Anggur in Pockland is a poetic fairy tale about a boy named Pock and the creation of his universe. It’s a moving and whimsical film that revolves around the fruit anggur (‘grape’ in Malay) and features characters like Humpty Dumpty and Hansel and Gretel.

I wanted to show diversity with these two films. I’ve dealt with horror many times but I’ve always wanted to make an art house film, and that dream was realised with Anggur in Pockland. With that film, I wanted to show Brunei in its raw and artistic form, and as it is a film without dialogue, I wanted to use local actors who can convey a poetic language wordlessly. It was a challenging film to make, but immensely rewarding, being able to direct mostly inexperienced Bruneian youths in this dreamlike universe. Being a film director is like being a captain of a boat: you steer your cast and crew toward unknown territory and work to gain their trust.

BiG: Can you tell us more the local youths that you have cast in these films?

Abdul Zainidi: These are youths who are eager to gain some acting experience and who were willing to take a stab at the art under the ‘absurd’ eye of my vision. Some of them were inexperienced and needed encouragement, but I feel that lends to a certain ‘truth’ on camera. More Vanishing Children consisted of actors who had little or no experience at all, but that translated really well on the screen, and I feel that their acting is ‘authentically spooky’.  I’m not a director who looks for acting; I look for spontaneity, which is why I encourage improvisation.

My aim is to make art and to expose the talents and creative industry of Brunei overseas. Sure, we’re not as large as other countries, but it doesn’t mean the talent isn’t there. It just takes the right project, courage and time to exploit it. I feel that I managed to achieve that with my last two films while capturing the beautiful but dreamlike side of Brunei.

I prioritise in giving experience to our local youth – in my films, the soundtrack is performed by local musicians, and editing, acting, even graphic designing, is done by local talents – and I hope they will benefit from what I learned in France and Korea. So I’m proud to say that my films, in particular Anggur in Pockland, are 100% Bruneian team effort.

BiG: What did you learn at the Asian Film Academy and how has your experience there improved your skills as a director?

Abdul Zainidi: I learned a lot about filming, the nature of film making and acting during my two weeks there. My role there was mainly as director of photography which not just involves filming with a camera but also ‘painting a scene’, picturing and framing a shot. Learning from my experience there I often framed my actors in unusual angles to get a good ‘frame shot’, and encouraged them to improvise, make use of the space and most importantly, be dreamlike, as most of my films demand this mindset.

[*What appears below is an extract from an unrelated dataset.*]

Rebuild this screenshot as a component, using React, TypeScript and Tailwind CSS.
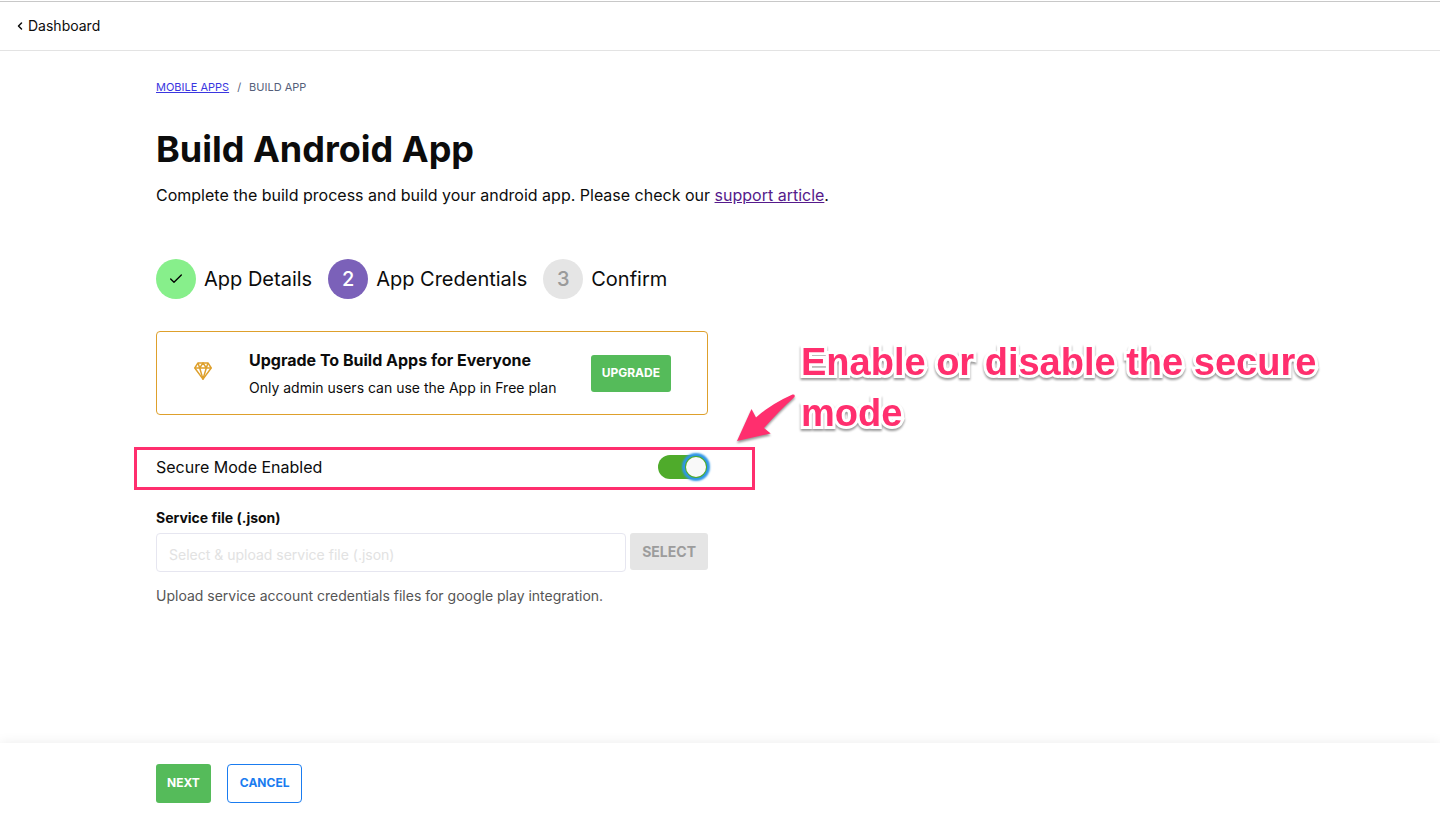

BiG: In your opinion, do you feel that the local film industry has made good progress in the last few years? Do you believe there is anything still lacking needed in Brunei for young film artistes to thrive?

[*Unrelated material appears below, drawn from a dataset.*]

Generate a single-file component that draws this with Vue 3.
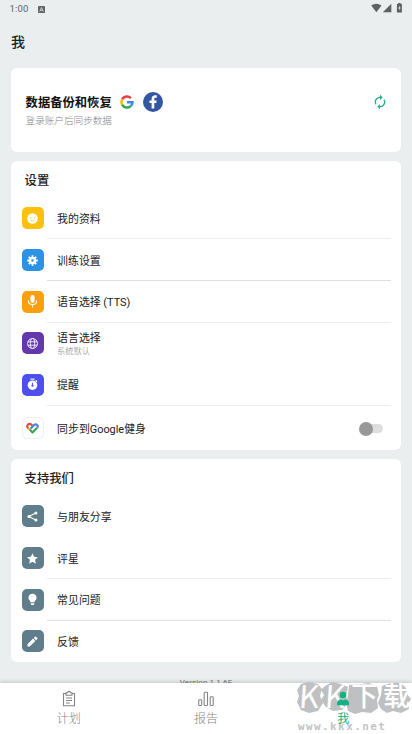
<script setup>
const settings = [
  { icon: 'face', color: '#fcc10f', label: '我的资料', line: 'faint', size: 'h42' },
  { icon: 'gear', color: '#2b92e6', label: '训练设置', line: 'line', size: 'h42' },
  { icon: 'mic', color: '#fb9f0c', label: '语音选择 (TTS)', line: 'faint', size: 'h42' },
  { icon: 'globe', color: '#6338ad', label: '语言选择', note: '系统默认', size: 'h41' },
  { icon: 'timer', color: '#4d50ec', label: '提醒', line: 'faint', size: 'h42' },
  { icon: 'fit', color: '#ffffff', label: '同步到Google健身', toggle: true, size: 'h44' }
]
const support = [
  { icon: 'share', color: '#607d8b', label: '与朋友分享', size: 'h42' },
  { icon: 'star', color: '#607d8b', label: '评星', line: 'faint', size: 'h42' },
  { icon: 'bulb', color: '#607d8b', label: '常见问题', line: 'line', size: 'h42' },
  { icon: 'pencil', color: '#607d8b', label: '反馈', size: 'h41' }
]
const groups = [
  { title: '设置', rows: settings, cls: 'settings' },
  { title: '支持我们', rows: support, cls: 'support' }
]
</script>

<template>
  <div class="screen">
    <header class="status">
      <span class="time">1:00</span>
      <svg class="app-mark" viewBox="0 0 8 8"><rect width="8" height="8" rx="1" fill="#626566" /><path d="M2 6.2L4 1.8l2 4.4M3 4.9h2" fill="none" stroke="#e9edee" stroke-width=".9" /></svg>
      <svg class="signals" viewBox="0 0 34 12">
        <path d="M.2 1.600Q5.300-2.100 10.500 1.600L5.400 8.300Z" fill="#5d6162" />
        <path d="M20.300-.2v8.500h-8.500z" fill="#5d6162" />
        <path d="M27.100-1h2.600v1h1.200v8.400h-5V0h1.200z" fill="#5d6162" />
        <path d="M28.700 1.400l-1.400 3h1v2.200l1.400-3h-1z" fill="#e9edee" />
      </svg>
    </header>
    <h1 class="page-title">我</h1>
    <main class="content">
      <section class="card backup">
        <div>
          <div class="backup-title">
            <span>数据备份和恢复</span>
            <svg class="google" viewBox="0 0 20 20">
              <circle cx="10" cy="10" r="9.500" fill="#fff" stroke="#f6f6f6" stroke-width=".6" />
              <g fill="none" stroke-width="2.500">
                <path d="M5.100 7.300A5.500 5.500 0 0 1 13.900 6.100" stroke="#ea4335" />
                <path d="M5.100 12.700A5.500 5.500 0 0 1 5.100 7.300" stroke="#fbbc05" />
                <path d="M13.700 14.100A5.500 5.500 0 0 1 5.100 12.700" stroke="#34a853" />
                <path d="M10 10.200h5.500A5.500 5.500 0 0 1 13.700 14.100" stroke="#4285f4" />
              </g>
            </svg>
            <svg class="facebook" viewBox="0 0 20 20">
              <circle cx="10" cy="10" r="10" fill="#3456a0" />
              <path d="M8.600 16.500V11H6.500V8.400h2.100V6.900c0-2.400 1.400-3.700 3.500-3.700l1.700.1v2.400h-1.200c-1 0-1.300.5-1.300 1.300v1.400h2.400l-.4 2.600h-2v5.500z" fill="#fff" />
            </svg>
          </div>
          <div class="backup-note">登录账户后同步数据</div>
        </div>
        <svg class="sync" viewBox="0 0 24 24" fill="#1eb58c"><path d="M12 6v3l4-4-4-4v3c-4.420 0-8 3.580-8 8 0 1.570.46 3.030 1.240 4.260L6.700 14.800A5.870 5.870 0 0 1 6 12c0-3.310 2.690-6 6-6zm6.760 1.740L17.300 9.200c.44.840.7 1.790.7 2.800 0 3.310-2.690 6-6 6v-3l-4 4 4 4v-3c4.420 0 8-3.580 8-8 0-1.570-.46-3.030-1.240-4.260z" /></svg>
      </section>

      <section v-for="g in groups" :key="g.title" class="card" :class="g.cls">
        <h2>{{ g.title }}</h2>
        <div v-for="r in g.rows" :key="r.label" class="row" :class="r.size">
          <div class="tile" :class="{ outlined: r.icon === 'fit' }" :style="{ background: r.color }">
            <svg viewBox="0 0 24 24" fill="#fff">
              <g v-if="r.icon === 'face'"><circle cx="12" cy="12" r="11.500" /><g fill="#fcc10f"><circle cx="7.800" cy="10.500" r="1.500" /><circle cx="16.200" cy="10.500" r="1.500" /></g><path d="M8 16q4 2.500 8 0" fill="none" stroke="#fcc10f" stroke-width="1.500" /></g>
              <g v-else-if="r.icon === 'gear'"><circle cx="12" cy="12" r="5.500" fill="none" stroke="#fff" stroke-width="5.500" /><path d="M12 .5v4M12 19.500v4M.5 12h4M19.500 12h4M3.900 3.900l3 3M17.100 17.100l3 3M3.900 20.100l3-3M17.100 6.900l3-3" stroke="#fff" stroke-width="4" /></g>
              <g v-else-if="r.icon === 'mic'"><rect x="7.500" y="-2" width="9" height="17" rx="4.500" /><path d="M3 10c0 12 18 12 18 0M12 18.500V25" fill="none" stroke="#fff" stroke-width="2.300" /></g>
              <g v-else-if="r.icon === 'globe'" fill="none" stroke="#fff" stroke-width="1.900"><circle cx="12" cy="12" r="10.800" /><ellipse cx="12" cy="12" rx="4.700" ry="10.800" /><path d="M2 8.300h20M2 15.700h20" /></g>
              <g v-else-if="r.icon === 'timer'"><path d="M7.500-1h9v2.500h-9z" /><circle cx="12" cy="13.500" r="10.500" /><path d="M19 3l3 3" stroke="#fff" stroke-width="3" /><path d="M12 8v5" stroke="#4d50ec" stroke-width="2" /><circle cx="12" cy="14.500" r="2.400" fill="#4d50ec" /></g>
              <g v-else-if="r.icon === 'fit'" fill="none" stroke-width="4.300" stroke-linejoin="round">
                <path d="M3.600 13C-1 8.500 3 2 8 4.100Q9.500 4.700 12 7.300" stroke="#e34b3e" />
                <path d="M8 13.400L14.600 6.500C19 2 24.600 7 21.500 11.300" stroke="#4f83df" />
                <path d="M3.200 12.400l4.300 4.300" stroke="#f3b62a" />
                <path d="M6.700 15.700L12 21l9.300-9.600" stroke="#3aa45b" />
              </g>
              <g v-else-if="r.icon === 'share'"><path d="M20 4L4 12l16 8" fill="none" stroke="#fff" stroke-width="2.300" /><circle cx="19.500" cy="4.300" r="3.300" /><circle cx="4.300" cy="12" r="3.300" /><circle cx="19.500" cy="19.700" r="3.300" /></g>
              <path v-else-if="r.icon === 'star'" d="M12 .5l3.500 7.700 8.300.9-6.200 5.700 1.700 8.400L12 19l-7.300 4.200 1.700-8.400L.2 9.100l8.300-.9z" />
              <g v-else-if="r.icon === 'bulb'"><path d="M12-.5a8.700 8.700 0 0 0-4.800 16V18h9.600v-2.500A8.700 8.700 0 0 0 12-.5z" /><path d="M8 20h8v2l-2 2h-4l-2-2z" /></g>
              <path v-else d="M1 18V23h5L18.300 10.700l-5-5zM22.500 6.500c.6-.6.6-1.400 0-2L19.500 1.500c-.6-.6-1.400-.6-2 0l-2.700 2.700 5 5z" />
            </svg>
          </div>
          <div class="row-body" :class="r.line">
            <div class="words">
              <div class="label">{{ r.label }}</div>
              <div v-if="r.note" class="note">{{ r.note }}</div>
            </div>
            <span v-if="r.toggle" class="switch"></span>
          </div>
        </div>
      </section>
      <p class="version">Version 1.1.6F</p>
    </main>

    <nav class="nav">
      <div class="tab">
        <svg viewBox="0 0 16 16" fill="none" stroke="#858585" stroke-width="1.100"><path d="M5 2.500H2.500v12.300h11V2.500H11" /><path d="M5 1.800h1.600a1.400 1.400 0 0 1 2.800 0H11v2.400H5zM5 7h6M5 9.500h6M5 12h4" /></svg>
        <span>计划</span>
      </div>
      <div class="tab">
        <svg viewBox="0 0 16 16" fill="none" stroke="#858585" stroke-width="1.100"><rect x=".7" y="8.700" width="3" height="5.800" rx=".8" /><rect x="6.200" y="1.300" width="3.300" height="13.200" rx=".8" /><rect x="12.200" y="5.700" width="3" height="8.800" rx=".8" /></svg>
        <span>报告</span>
      </div>
      <div class="tab active">
        <svg viewBox="0 0 16 16" fill="#0fb285"><circle cx="8" cy="4" r="3.300" /><path d="M2 14.300v-2C2 10 4 8.600 6 8.600q2 1.200 4 0c2 0 4 1.400 4 3.700v2z" /></svg>
        <span>我</span>
      </div>
      <div class="watermark">
        <svg class="blobs" viewBox="0 0 116 34" fill="#bfc0c1">
          <path d="M5 2l8-2 9 2 4 5-2 7 3 7-5 8-9 2-8-3-4-8 2-6-2-6z" />
          <path d="M29 4l7-4 9 2 7 3-2 8 2 8-6 7-9 1-7-4-5-7 3-5-3-5z" />
          <path d="M53 3l12-1 8-1 8 3 2 9-2 5 1 8-7 5-9-1-7 2-7-3-2-8 2-7z" />
          <path d="M86 4l9-3 9 0 6 4 1 7 4 5-3 5 1 5-8 4-8-2-6 2-6-4-3-6 3-8z" />
        </svg>
        <div class="brand"><span class="k">K</span><span class="k">K</span><span>下</span><span>载</span></div>
        <div class="site">www.kkx.net</div>
      </div>
    </nav>
  </div>
</template>

<style>
body { margin: 0; overflow: hidden; }
</style>

<style scoped>
* { box-sizing: border-box; }
svg { display: block; flex: none; overflow: visible; }
.screen { width: 412px; height: 734px; display: flex; flex-direction: column; background: #eaeeef; font-family: Roboto, "Noto Sans CJK SC", sans-serif; color: #202122; overflow: hidden; }
.status { height: 18px; flex: none; display: flex; align-items: center; padding: 0 7px 0 9.500px; }
.time { font-size: 9.500px; color: #606465; letter-spacing: .2px; line-height: 18px; }
.app-mark { width: 7px; height: 7px; margin-left: 9px; }
.signals { width: 34px; height: 12px; margin-left: auto; margin-top: 1px; }
.page-title { height: 50px; flex: none; margin: 0; padding: 0 11px; font-size: 14px; line-height: 48px; font-weight: 500; }
.content { flex: 1; min-height: 0; overflow: hidden; padding: 0 10.600px; display: flex; flex-direction: column; gap: 9px; }
.card { flex: none; background: #fff; border-radius: 6px; }
.backup { height: 84px; padding: 0 13px 0 15px; display: flex; align-items: center; justify-content: space-between; }
.backup-title { display: flex; align-items: center; height: 20px; color: #111; font-size: 12.300px; font-weight: 700; }
.google { width: 20px; height: 20px; margin-left: 5px; }
.facebook { width: 20px; height: 20px; margin-left: 6px; }
.backup-note { font-size: 9.600px; line-height: 16px; padding-top: 1px; margin-bottom: -1px; color: #858585; font-weight: 300; }
.sync { width: 16px; height: 16px; margin-bottom: 17px; }
.settings { height: 289px; }
.support { height: 203px; }
h2 { height: 36.400px; margin: 0; padding-left: 14px; font-size: 12.300px; line-height: 41px; font-weight: 500; }
.row { display: flex; align-items: center; padding: 0 10.500px 0 11px; }
.h41 { height: 41px; }
.h42 { height: 41.800px; }
.h44 { height: 45px; }
.tile { width: 22px; height: 22px; flex: none; border-radius: 5px; display: flex; align-items: center; justify-content: center; margin-right: 3.500px; }
.tile svg { width: 11px; height: 11px; }
.outlined { border: 1px solid #eee; }
.outlined svg { width: 13px; height: 12px; }
.row-body { flex: 1; align-self: stretch; display: flex; align-items: center; justify-content: space-between; padding-left: 10px; border-bottom: 1px solid transparent; }
.line { border-bottom-color: #e0e0e0; }
.faint { border-bottom-color: #ededed; }
.words { padding-top: 3px; }
.label { font-size: 10.900px; line-height: 15px; color: #222; white-space: nowrap; }
.note { font-size: 8.200px; line-height: 11px; color: #7d7d7d; font-weight: 300; }
.switch { width: 20px; height: 9px; margin: 2px 7.500px 0 0; border-radius: 5px; background: #dedede; position: relative; }
.switch::before { content: ""; position: absolute; left: -4px; top: -2.500px; width: 14px; height: 14px; border-radius: 50%; background: #989898; }
.version { margin: 6px 0 0; text-align: center; font-size: 8px; line-height: 12px; color: #6f7374; letter-spacing: .1px; }
.nav { height: 51px; flex: none; display: grid; grid-template-columns: repeat(3, 1fr); background: #fff; position: relative; box-shadow: 0 -1px 4px rgba(0, 0, 0, .18); }
.tab { display: flex; flex-direction: column; align-items: center; padding-top: 8px; color: #858585; font-size: 12px; line-height: 18px; gap: 3px; font-weight: 300; }
.tab svg { width: 16px; height: 16px; }
.active { color: #0fb285; font-weight: 400; position: relative; z-index: 2; }
.watermark { position: absolute; left: 296px; top: -1px; width: 116px; height: 52px; }
.blobs { position: absolute; left: 0; top: 0; width: 116px; height: 34px; }
.brand { position: absolute; left: 0; top: -1px; display: grid; grid-template-columns: 26px 26px 33px 31px; justify-items: center; color: #fff; font-size: 27px; line-height: 32px; font-weight: 500; }
.k { font-family: "Noto Sans CJK SC", sans-serif; font-size: 31px; line-height: 27px; font-weight: 400; transform: skewX(-4deg); }
.site { position: absolute; left: 2px; top: 37px; font: 700 11px/16px "DejaVu Sans Mono", monospace; letter-spacing: 1.400px; color: #c3c4c5; white-space: nowrap; }
</style>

Abdul Zainidi: I don’t believe that much is lacking. The film making industry has made good developments these past few years, a good example of that is the Universiti Brunei Darussalam (UBD) Film Festival last year, which was organised in partnership with The Creative Core BN, where I spoke to students about going ‘beyond frontiers’. In that festival I talked to young aspiring filmmakers and today, I’m working with them in my films.

BiG: What more can be done for this film making community to grow?

Abdul Zainidi: Initiatives like the UBD Film Festival are very good and should continue, not to mention the YSEALI Professional Fellows Program and art exhibitions. The idea of video competitions would also be a good way to see upcoming talents in videography. By making more movies, you give more opportunities for others to learn and I feel that when I make a movie, I’m not only a director but also a teacher imparting wisdom upon his students.